More on AGI's chutzpah


From the NY Times:

A.I.G. is weighing whether to join the lawsuit, filed by Mr. Greenberg’s investment firm, Starr International Company. A.I.G. most likely will not end up joining forces with Mr. Greenberg, but, as a duty to shareholders, it has to at least give his suit a thorough assessment.

One of Starr International’s major arguments is that A.I.G.’s bailout terms were far tougher than those granted to other large financial firms. But A.I.G.’s cash needs and internal failings were in many ways far more serious than those of other institutions. In fact, the company was in such dire straits after the rescue that the government chose to loosen the terms of its aid.
The concessions were considerable.
In early 2009, the Federal Reserve cut the interest rate on a big loan to A.I.G. At the time, the company said that would save it $1 billion a year in interest.
The Treasury Department made another favorable change. It exchanged $40 billion of preferred shares for new ones that effectively paid no cash dividends to taxpayers.

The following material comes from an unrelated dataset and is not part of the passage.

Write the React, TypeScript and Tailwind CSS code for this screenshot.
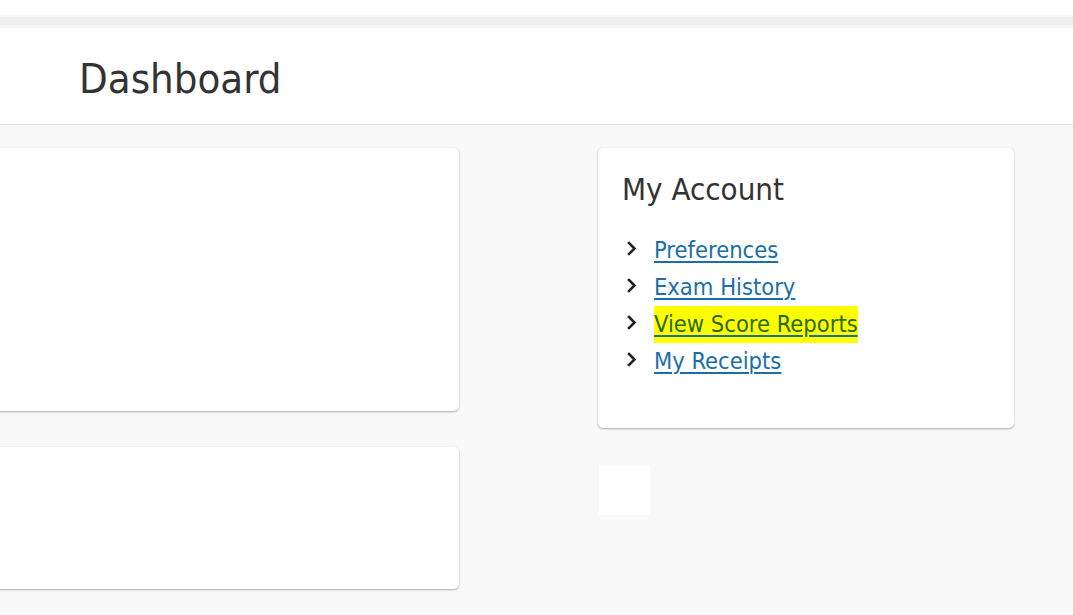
import React from "react";

const font = { fontFamily: '"DejaVu Sans Condensed", "DejaVu Sans", Verdana, sans-serif' };

function Chevron() {
  return (
    <svg width="10" height="15" viewBox="0 0 10 15" className="mt-[9px] shrink-0">
      <path d="M2 2 L7.5 7.5 L2 13" fill="none" stroke="#222" strokeWidth="2.6" strokeLinecap="square" />
    </svg>
  );
}

const links = ["Preferences", "Exam History", "View Score Reports", "My Receipts"];

export default function App() {
  return (
    <div className="min-h-[615px] w-[1073px] overflow-hidden bg-[#f9f9f9] text-[#333]" style={font}>
      {/* top strip */}
      <div className="h-[15px] bg-white" />
      <div className="h-[2px] bg-[#f6f6f6]" />
      <div className="h-[8px] bg-[#eeeeee]" />
      <div className="h-[3px] bg-[#f7f7f7]" />

      {/* header */}
      <header className="h-[97px] bg-white border-b border-[#e2e2e2] pl-[79px] pt-[30px]">
        <h1 className="text-[41.5px] leading-none text-[#333]">Dashboard</h1>
      </header>

      {/* main */}
      <main className="flex gap-[139px] pt-[23px] -ml-[30px]">
        <div className="w-[489px] flex flex-col gap-[36px]">
          <div className="h-[263px] rounded-[5px] bg-white shadow-[0_1px_2px_rgba(0,0,0,0.3),0_0_1px_rgba(0,0,0,0.1)]" />
          <div className="h-[142px] rounded-[5px] bg-white shadow-[0_1px_2px_rgba(0,0,0,0.3),0_0_1px_rgba(0,0,0,0.1)]" />
        </div>

        <div className="w-[416px] flex flex-col gap-[37px]">
          <section className="h-[280px] rounded-[5px] bg-white px-[24px] pt-[26px] shadow-[0_1px_2px_rgba(0,0,0,0.3),0_0_1px_rgba(0,0,0,0.1)]">
            <h2 className="text-[31px] leading-none text-[#333]">My Account</h2>
            <ul className="mt-[27px] pl-[5px]">
              {links.map((l) => (
                <li key={l} className="flex items-start gap-[17px] text-[23.5px] leading-[37px]">
                  <Chevron />
                  {l === "View Score Reports" ? (
                    <a
                      href="#"
                      className="bg-[#ffff00] text-[#286a08] underline decoration-[#1b6ea8] decoration-[1.5px] underline-offset-[3px]"
                    >
                      {l}
                    </a>
                  ) : (
                    <a
                      href="#"
                      className="text-[#1b6ea8] underline decoration-[1.5px] underline-offset-[3px]"
                    >
                      {l}
                    </a>
                  )}
                </li>
              ))}
            </ul>
          </section>
          <div className="ml-[1px] h-[50px] w-[51px] bg-white" />
        </div>
      </main>
    </div>
  );
}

If it had paid the originally agreed 10 percent dividend on all these and other preferred shares, the insurer would have paid roughly $20 billion from the beginning of 2009 to the end 2012.
Instead, the preferred shares were converted into common stock, which the government later sold. The Treasury Department made a $5 billion return on its investments.
The government could have made more, if it had chosen to.

Greenberg is the former chairman of the company.

Story.

Duty to stockholders? How about, duty to the country? And where's the humility about contributing to a financial disaster whose effects we're all still feeling?